» Dataset content
◇ ◇ ◇

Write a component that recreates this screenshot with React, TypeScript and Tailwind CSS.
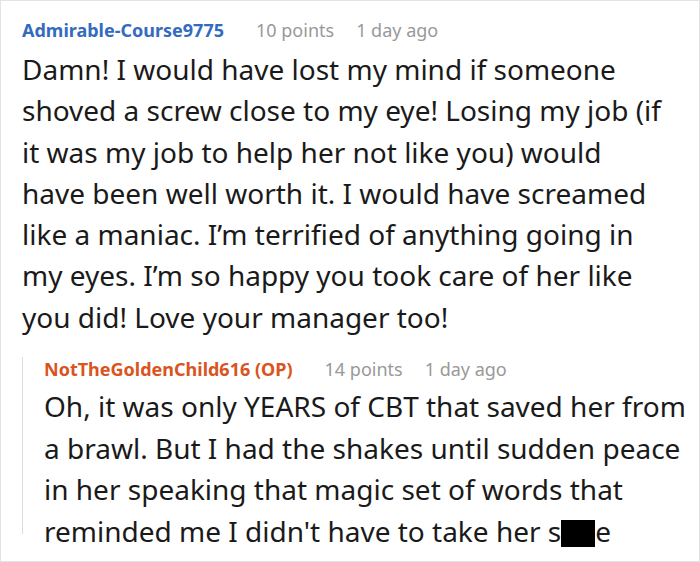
import React from "react";

function Meta({ name, color, points }: { name: string; color: string; points: string }) {
  return (
    <div className="flex items-center h-6 text-[18px] leading-6 whitespace-nowrap">
      <span className={`font-bold ${color}`}>{name}</span>
      <span className="ml-[32px] text-[#999999]">{points}</span>
      <span className="ml-[22px] text-[#999999]">1 day ago</span>
    </div>
  );
}

function Lines({ lines, lh }: { lines: React.ReactNode[]; lh: string }) {
  return (
    <div className={`text-[28px] whitespace-nowrap ${lh}`}>
      {lines.map((l, i) => (
        <div key={i}>{l}</div>
      ))}
    </div>
  );
}

export default function App() {
  return (
    <div
      className="w-[700px] h-[562px] border border-[#e3e3e3] bg-white overflow-hidden text-[#1a1a1a]"
      style={{ fontFamily: '"Noto Sans", "Open Sans", sans-serif' }}
    >
      <div className="pl-[21px] pt-[17px]">
        <Meta name="Admirable-Course9775" color="text-[#336bbd]" points="10 points" />
        <div className="mt-[7px]">
          <Lines
            lh="leading-[41.3px]"
            lines={[
              "Damn! I would have lost my mind if someone",
              "shoved a screw close to my eye! Losing my job (if",
              "it was my job to help her not like you) would",
              "have been well worth it. I would have screamed",
              "like a maniac. I’m terrified of anything going in",
              "my eyes. I’m so happy you took care of her like",
              "you did! Love your manager too!",
            ]}
          />
        </div>
        <div className="mt-[30px] border-l border-[#dddddd] h-[177px] pl-[21px]">
          <div className="-mt-[11px]">
            <Meta name="NotTheGoldenChild616 (OP)" color="text-[#d9541e]" points="14 points" />
          </div>
          <div className="mt-[5px]">
            <Lines
              lh="leading-[41.5px]"
              lines={[
                "Oh, it was only YEARS of CBT that saved her from",
                "a brawl. But I had the shakes until sudden peace",
                "in her speaking that magic set of words that",
                <>
                  reminded me I didn't have to take her s
                  <span className="inline-block w-[34px] h-[27px] bg-black align-[-5px]"></span>e
                </>,
              ]}
            />
          </div>
        </div>
      </div>
    </div>
  );
}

◇ ◇ ◇

Restate the full listing verbatim and drop every picture.

Write a component that recreates this screenshot with React, TypeScript and Tailwind CSS.
import React from "react";

function Meta({ name, color, points }: { name: string; color: string; points: string }) {
  return (
    <div className="flex items-center h-6 text-[18px] leading-6 whitespace-nowrap">
      <span className={`font-bold ${color}`}>{name}</span>
      <span className="ml-[32px] text-[#999999]">{points}</span>
      <span className="ml-[22px] text-[#999999]">1 day ago</span>
    </div>
  );
}

function Lines({ lines, lh }: { lines: React.ReactNode[]; lh: string }) {
  return (
    <div className={`text-[28px] whitespace-nowrap ${lh}`}>
      {lines.map((l, i) => (
        <div key={i}>{l}</div>
      ))}
    </div>
  );
}

export default function App() {
  return (
    <div
      className="w-[700px] h-[562px] border border-[#e3e3e3] bg-white overflow-hidden text-[#1a1a1a]"
      style={{ fontFamily: '"Noto Sans", "Open Sans", sans-serif' }}
    >
      <div className="pl-[21px] pt-[17px]">
        <Meta name="Admirable-Course9775" color="text-[#336bbd]" points="10 points" />
        <div className="mt-[7px]">
          <Lines
            lh="leading-[41.3px]"
            lines={[
              "Damn! I would have lost my mind if someone",
              "shoved a screw close to my eye! Losing my job (if",
              "it was my job to help her not like you) would",
              "have been well worth it. I would have screamed",
              "like a maniac. I’m terrified of anything going in",
              "my eyes. I’m so happy you took care of her like",
              "you did! Love your manager too!",
            ]}
          />
        </div>
        <div className="mt-[30px] border-l border-[#dddddd] h-[177px] pl-[21px]">
          <div className="-mt-[11px]">
            <Meta name="NotTheGoldenChild616 (OP)" color="text-[#d9541e]" points="14 points" />
          </div>
          <div className="mt-[5px]">
            <Lines
              lh="leading-[41.5px]"
              lines={[
                "Oh, it was only YEARS of CBT that saved her from",
                "a brawl. But I had the shakes until sudden peace",
                "in her speaking that magic set of words that",
                <>
                  reminded me I didn't have to take her s
                  <span className="inline-block w-[34px] h-[27px] bg-black align-[-5px]"></span>e
                </>,
              ]}
            />
          </div>
        </div>
      </div>
    </div>
  );
}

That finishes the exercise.